Further details—including the implementation date—are still awaited. - Zero-hours contracts and guaranteed hours: The government has proposed requiring employers to offer guaranteed hours from day one. The Lords rejected this, suggesting instead that employers must write to workers at the end of each reference period, offering guaranteed hours which workers can accept or decline.
- Industrial action and union rules: Peers also proposed amendments relating to industrial action ballot thresholds, and whether union members should pay a political levy.
- Possible removal of the compensation cap: The government is also considering whether to remove the current compensation cap for unfair dismissal, which is presently one year’s salary, or £118,223 (whichever is lower). Removing or altering this cap would have significant financial implications for employers facing tribunal claims.

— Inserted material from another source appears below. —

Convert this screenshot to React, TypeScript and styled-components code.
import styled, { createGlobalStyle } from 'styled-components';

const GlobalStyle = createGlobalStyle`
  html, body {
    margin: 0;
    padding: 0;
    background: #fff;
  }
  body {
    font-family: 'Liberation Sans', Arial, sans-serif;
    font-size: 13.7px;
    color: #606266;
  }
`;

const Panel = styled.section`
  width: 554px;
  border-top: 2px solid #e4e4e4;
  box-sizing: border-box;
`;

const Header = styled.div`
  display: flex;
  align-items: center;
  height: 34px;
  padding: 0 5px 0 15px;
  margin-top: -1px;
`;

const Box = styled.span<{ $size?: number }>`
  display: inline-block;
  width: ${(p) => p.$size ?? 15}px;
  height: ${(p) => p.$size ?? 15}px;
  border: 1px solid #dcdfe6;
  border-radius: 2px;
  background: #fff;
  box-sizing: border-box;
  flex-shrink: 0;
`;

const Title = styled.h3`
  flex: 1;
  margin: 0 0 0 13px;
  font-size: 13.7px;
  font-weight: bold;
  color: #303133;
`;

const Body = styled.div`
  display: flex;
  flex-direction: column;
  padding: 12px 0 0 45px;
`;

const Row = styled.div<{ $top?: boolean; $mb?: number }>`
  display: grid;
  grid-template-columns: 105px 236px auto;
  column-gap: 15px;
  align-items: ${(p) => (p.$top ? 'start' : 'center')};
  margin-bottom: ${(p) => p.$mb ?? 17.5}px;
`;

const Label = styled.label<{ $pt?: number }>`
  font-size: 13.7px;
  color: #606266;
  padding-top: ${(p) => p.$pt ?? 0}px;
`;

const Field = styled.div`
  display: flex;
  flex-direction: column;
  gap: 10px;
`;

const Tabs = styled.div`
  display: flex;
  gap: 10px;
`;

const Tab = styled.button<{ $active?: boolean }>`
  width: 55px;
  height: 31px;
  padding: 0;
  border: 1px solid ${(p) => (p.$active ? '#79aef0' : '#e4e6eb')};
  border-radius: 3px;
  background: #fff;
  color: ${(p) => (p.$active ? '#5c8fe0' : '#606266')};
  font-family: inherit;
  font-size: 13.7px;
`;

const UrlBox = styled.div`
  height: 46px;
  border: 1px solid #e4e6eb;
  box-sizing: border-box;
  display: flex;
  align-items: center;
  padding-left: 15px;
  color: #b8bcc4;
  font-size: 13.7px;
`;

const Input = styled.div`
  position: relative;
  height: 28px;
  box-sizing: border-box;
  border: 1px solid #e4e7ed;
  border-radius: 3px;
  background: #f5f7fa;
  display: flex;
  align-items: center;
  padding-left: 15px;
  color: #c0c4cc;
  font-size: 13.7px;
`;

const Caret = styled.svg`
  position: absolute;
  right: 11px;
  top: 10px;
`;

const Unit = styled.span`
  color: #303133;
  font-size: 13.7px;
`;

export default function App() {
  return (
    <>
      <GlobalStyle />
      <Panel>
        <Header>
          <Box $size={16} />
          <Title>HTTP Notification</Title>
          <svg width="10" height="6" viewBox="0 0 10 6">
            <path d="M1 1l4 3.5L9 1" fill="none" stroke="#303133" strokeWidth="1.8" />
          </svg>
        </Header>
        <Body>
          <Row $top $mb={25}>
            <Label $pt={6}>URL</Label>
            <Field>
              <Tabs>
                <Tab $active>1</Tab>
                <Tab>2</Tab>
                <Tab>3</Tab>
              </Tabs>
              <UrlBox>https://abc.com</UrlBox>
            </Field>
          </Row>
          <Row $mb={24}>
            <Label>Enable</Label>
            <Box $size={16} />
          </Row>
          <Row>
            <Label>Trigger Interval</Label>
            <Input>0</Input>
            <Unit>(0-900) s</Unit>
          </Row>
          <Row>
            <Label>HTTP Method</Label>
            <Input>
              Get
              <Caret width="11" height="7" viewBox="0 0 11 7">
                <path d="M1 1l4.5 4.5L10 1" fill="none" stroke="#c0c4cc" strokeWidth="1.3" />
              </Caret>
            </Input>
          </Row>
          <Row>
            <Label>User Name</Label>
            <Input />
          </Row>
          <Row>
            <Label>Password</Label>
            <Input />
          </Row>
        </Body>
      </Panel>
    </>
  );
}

However, no concrete proposals or timelines have yet been published.
These amendments collectively signal a push to moderate some of the bolder reforms originally planned.
What this means for employers right now
For employers, the current phase means:
- No immediate changes to policies or contracts, as the Bill is not yet finalised.
- A need to monitor developments closely, because once agreement is reached, implementation could move quickly.
- Potential disruption to HR processes, particularly around dismissal rights, contract flexibility, and engagement with workers on variable hours.
In short, employers must stay informed and prepared for rapid adjustments once the legislation becomes clearer.
What employers should do next
Although nothing is finalised, employers should begin preparing by:
- Reviewing internal dismissal procedures and documentation, anticipating a shorter qualifying period.
- Reviewing how zero-hours and variable-hours arrangements are managed, in case new obligations arise.
- Staying engaged with updates, as changes could be implemented at short notice once the Bill is agreed.
The Employment Rights Bill remains in flux, and while the legislative process continues, employers should remain vigilant. The eventual reforms are likely to bring material changes to dismissal rights, contractual arrangements, and HR compliance, requiring swift operational adjustments when the final version becomes law.